▶ TASK REQUIREMENTS:
Everything in the listing except the pictures should be written out exactly.

▶ SOURCE MATERIAL:
* * * *

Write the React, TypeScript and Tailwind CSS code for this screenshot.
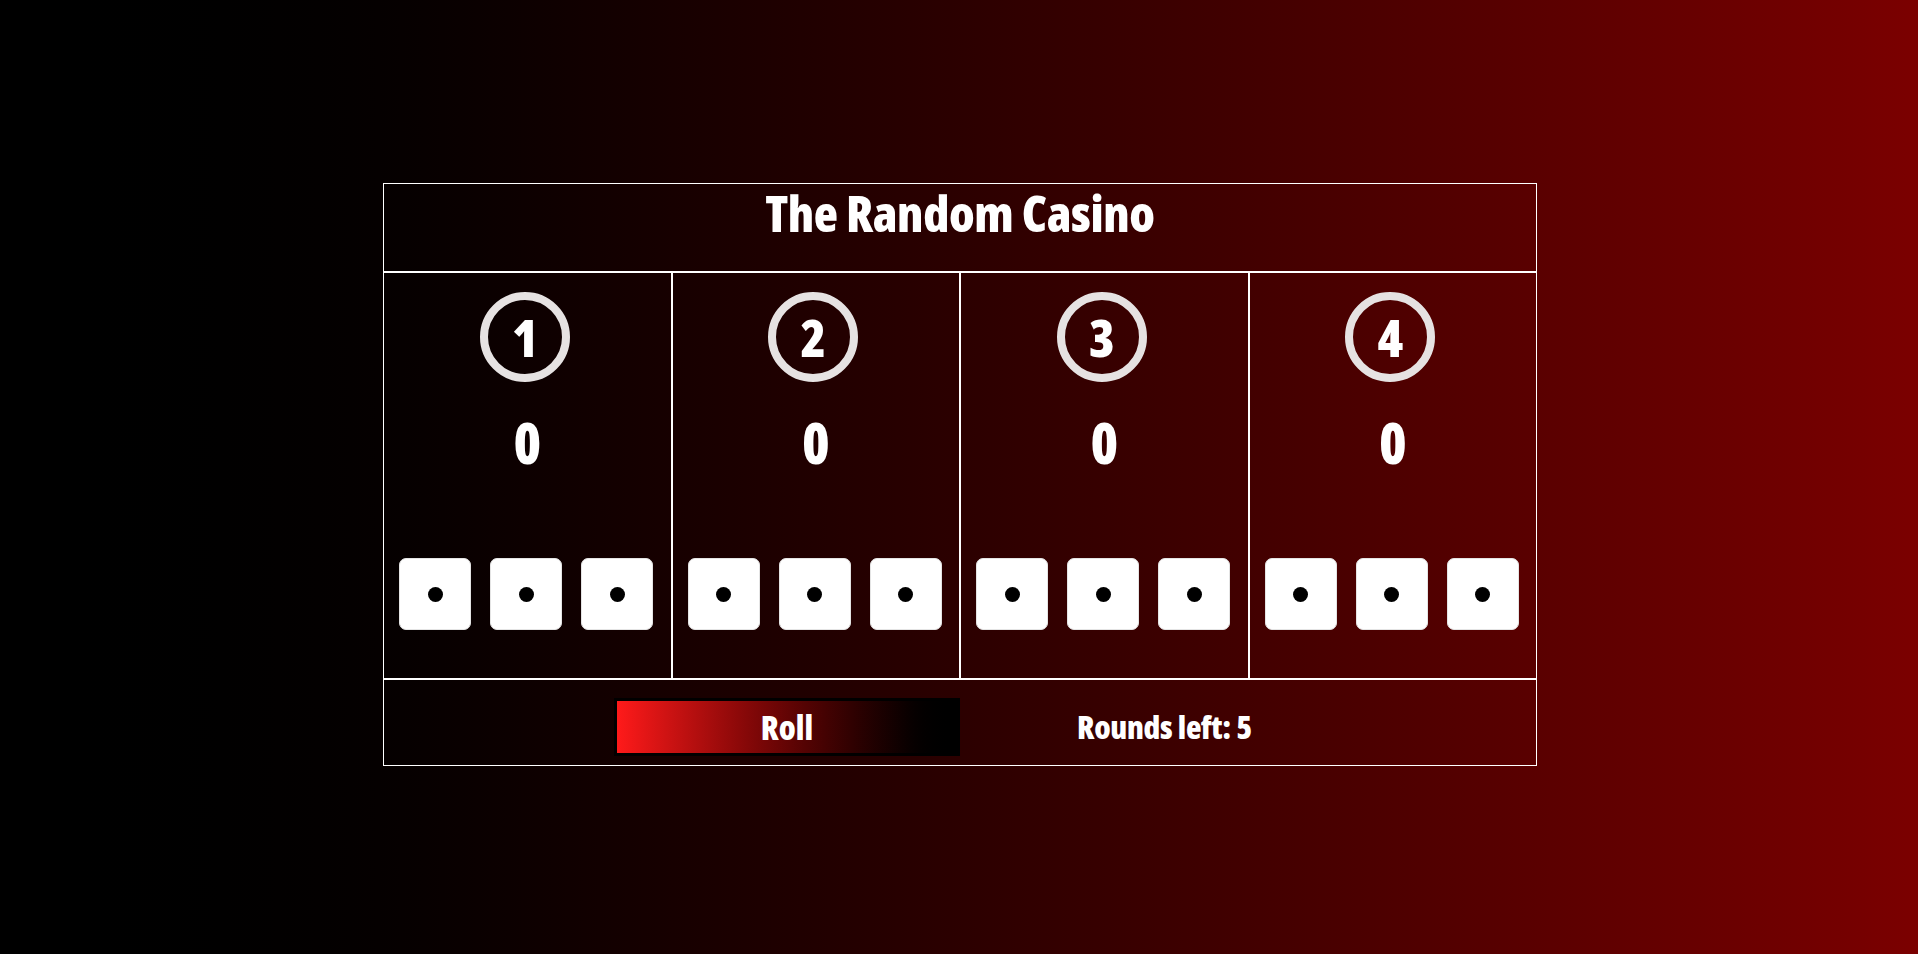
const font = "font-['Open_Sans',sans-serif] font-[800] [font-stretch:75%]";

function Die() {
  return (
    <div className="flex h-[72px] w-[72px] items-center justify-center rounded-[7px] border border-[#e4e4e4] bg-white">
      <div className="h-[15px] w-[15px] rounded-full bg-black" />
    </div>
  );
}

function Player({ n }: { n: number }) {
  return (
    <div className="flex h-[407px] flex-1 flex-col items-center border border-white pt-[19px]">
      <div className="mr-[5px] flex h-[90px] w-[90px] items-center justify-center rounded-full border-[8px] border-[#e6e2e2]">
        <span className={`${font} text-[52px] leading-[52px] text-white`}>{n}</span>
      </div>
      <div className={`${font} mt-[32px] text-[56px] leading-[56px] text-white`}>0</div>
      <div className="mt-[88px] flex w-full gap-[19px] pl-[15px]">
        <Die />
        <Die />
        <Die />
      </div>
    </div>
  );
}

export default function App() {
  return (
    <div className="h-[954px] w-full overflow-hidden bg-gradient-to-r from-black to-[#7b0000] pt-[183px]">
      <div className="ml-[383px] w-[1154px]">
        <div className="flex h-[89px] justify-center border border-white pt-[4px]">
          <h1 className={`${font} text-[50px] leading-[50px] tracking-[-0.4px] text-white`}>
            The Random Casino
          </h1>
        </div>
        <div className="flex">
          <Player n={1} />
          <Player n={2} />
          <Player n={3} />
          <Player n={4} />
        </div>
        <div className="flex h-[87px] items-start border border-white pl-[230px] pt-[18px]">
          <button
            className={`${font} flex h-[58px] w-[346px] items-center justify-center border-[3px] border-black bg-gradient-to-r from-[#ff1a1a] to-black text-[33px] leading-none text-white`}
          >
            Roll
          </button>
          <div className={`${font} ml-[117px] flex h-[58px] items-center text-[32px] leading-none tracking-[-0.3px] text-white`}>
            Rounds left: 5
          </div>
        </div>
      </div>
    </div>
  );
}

* * * *

▶ SOLUTION TO THIS EXERCISE:
Write the React, TypeScript and Tailwind CSS code for this screenshot.
const font = "font-['Open_Sans',sans-serif] font-[800] [font-stretch:75%]";

function Die() {
  return (
    <div className="flex h-[72px] w-[72px] items-center justify-center rounded-[7px] border border-[#e4e4e4] bg-white">
      <div className="h-[15px] w-[15px] rounded-full bg-black" />
    </div>
  );
}

function Player({ n }: { n: number }) {
  return (
    <div className="flex h-[407px] flex-1 flex-col items-center border border-white pt-[19px]">
      <div className="mr-[5px] flex h-[90px] w-[90px] items-center justify-center rounded-full border-[8px] border-[#e6e2e2]">
        <span className={`${font} text-[52px] leading-[52px] text-white`}>{n}</span>
      </div>
      <div className={`${font} mt-[32px] text-[56px] leading-[56px] text-white`}>0</div>
      <div className="mt-[88px] flex w-full gap-[19px] pl-[15px]">
        <Die />
        <Die />
        <Die />
      </div>
    </div>
  );
}

export default function App() {
  return (
    <div className="h-[954px] w-full overflow-hidden bg-gradient-to-r from-black to-[#7b0000] pt-[183px]">
      <div className="ml-[383px] w-[1154px]">
        <div className="flex h-[89px] justify-center border border-white pt-[4px]">
          <h1 className={`${font} text-[50px] leading-[50px] tracking-[-0.4px] text-white`}>
            The Random Casino
          </h1>
        </div>
        <div className="flex">
          <Player n={1} />
          <Player n={2} />
          <Player n={3} />
          <Player n={4} />
        </div>
        <div className="flex h-[87px] items-start border border-white pl-[230px] pt-[18px]">
          <button
            className={`${font} flex h-[58px] w-[346px] items-center justify-center border-[3px] border-black bg-gradient-to-r from-[#ff1a1a] to-black text-[33px] leading-none text-white`}
          >
            Roll
          </button>
          <div className={`${font} ml-[117px] flex h-[58px] items-center text-[32px] leading-none tracking-[-0.3px] text-white`}>
            Rounds left: 5
          </div>
        </div>
      </div>
    </div>
  );
}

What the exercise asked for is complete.